Unicode width data inconsistent/outdated

Thomas Wolff towo@towo.net
Tue Aug 8 00:29:00 GMT 2017


Am 07.08.2017 um 23:29 schrieb Brian Inglis:
> On 2017-08-07 13:30, Thomas Wolff wrote:
>> Am 07.08.2017 um 21:07 schrieb Brian Inglis:
>>> Implementation considerations for handling the Unicode tables described in
>>>      http://www.unicode.org/versions/Unicode10.0.0/ch05.pdf
>>> and implemented in
>>>      https://www.strchr.com/multi-stage_tables
>>>
>>> ICU icu4[cj] uses a folded trie of the properties, where the unique property
>>> combinations are indexed, strings of those indices are generated for fixed size
>>> groups of character codes, unique values of those strings are then indexed, and
>>> those indices assigned to each character code group. The result is a multi-level
>>> indexing operation that returns the required property combination for each
>>> character.
>>>
>>> https://slidegur.com/doc/4172411/folded-trie--efficient-data-structure-for-all-of-unicode
>>>
>>>
>>> The FOX Toolkit uses a similar approach, splitting the 21 bit character code
>>> into 7 bit groups, with two higher levels of 7 bit indices, and more tweaks to
>>> eliminate redundancy.
>>>
>>> ftp://ftp.fox-toolkit.org/pub/FOX_Unicode_Tables.pdf
>>>
>> Thanks for the interesting links, I'll chech them out.

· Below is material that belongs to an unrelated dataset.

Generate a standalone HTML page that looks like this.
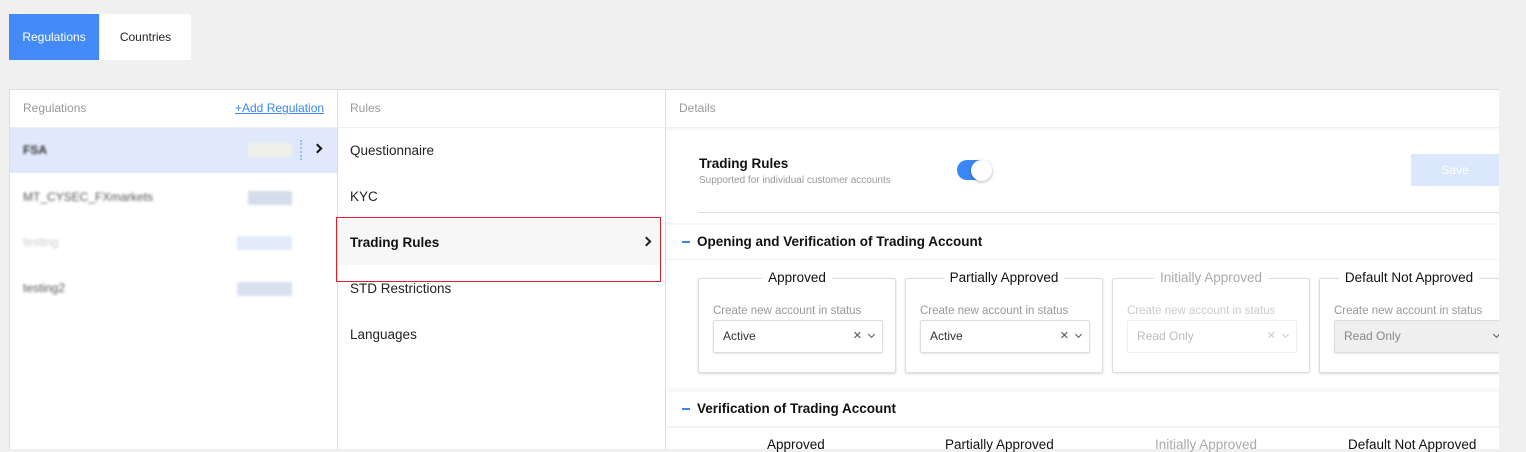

>> But such multi-level tables don't really help without a given procedure how to
>> update them (that's only available for the lowest level, not for the
>> code-embedded levels).
> Unicode estimates property tables can be reduced to 7-8KB using these
> techniques, including using minimal int sizes for indices and array elements e.g
> char, short if you can keep the indices small, rather than pointers.
>
> Creation scripts used by PCRE and Python projects are linked from the bottom of
> the second link above. Source and docs for these packages and ICU is available
> under Cygwin, and FOX Toolkit is available in some distros and by FTP.
>
>> Also, as I've demonstrated, my more straight-forward and more efficient approach
>> will even use less total space than the multi-level approach if packed table
>> entries are used.
> Unicode recommends the double table index approach as a means of eliminating the
> massive redundancy that exists in char property entries and char groups, and
> using small integers instead of pointers, that can be optimized to meet
> conformance levels and platform speed and size limits, at the cost of an annual
> review of properties and rebuild. The amount of redundancy removed by this
> approach is estimated in the FOX Toolkit doc and ranges across orders of
> magnitude. Unfortunately none of these docs or sources quote sizes for any
> Unicode release!
>
> My own first take on these was to use run length encoded bitstrings for each
> binary property, similar to database bitmap indices, but the grouping of
> property blocks in Unicode, and their recommendation, persuaded me their
> approach was likely backed by a bunch of supporting corps' and devs' R&D, and is
> similar to those used for decades in database queries handling (lots of) small
> value set equivalence class columns to reduce memory pressure while speeding up
> selections.
I am not quite sure what you're trying to suggest or recommend now, but 
the thing is, I just wanted to get an update of width data in the first 
place, which is an easy and undisputed changed; then Corinna pointed out 
that the ctype functions are based on old Unicode data too, so I made an 
attempt to update them too. I use the approach that I also use for two 
other projects (mined and mintty) and I didn't mean this to become a 
research project for me :/
I am certainly willing to consider specs and all that to achieve a 
suitable result, but I don't feel like implementing any fancy algorithm 
recommended by Unicode with unconvincing rationale, especially after 
I've calculated that my method uses even less memory.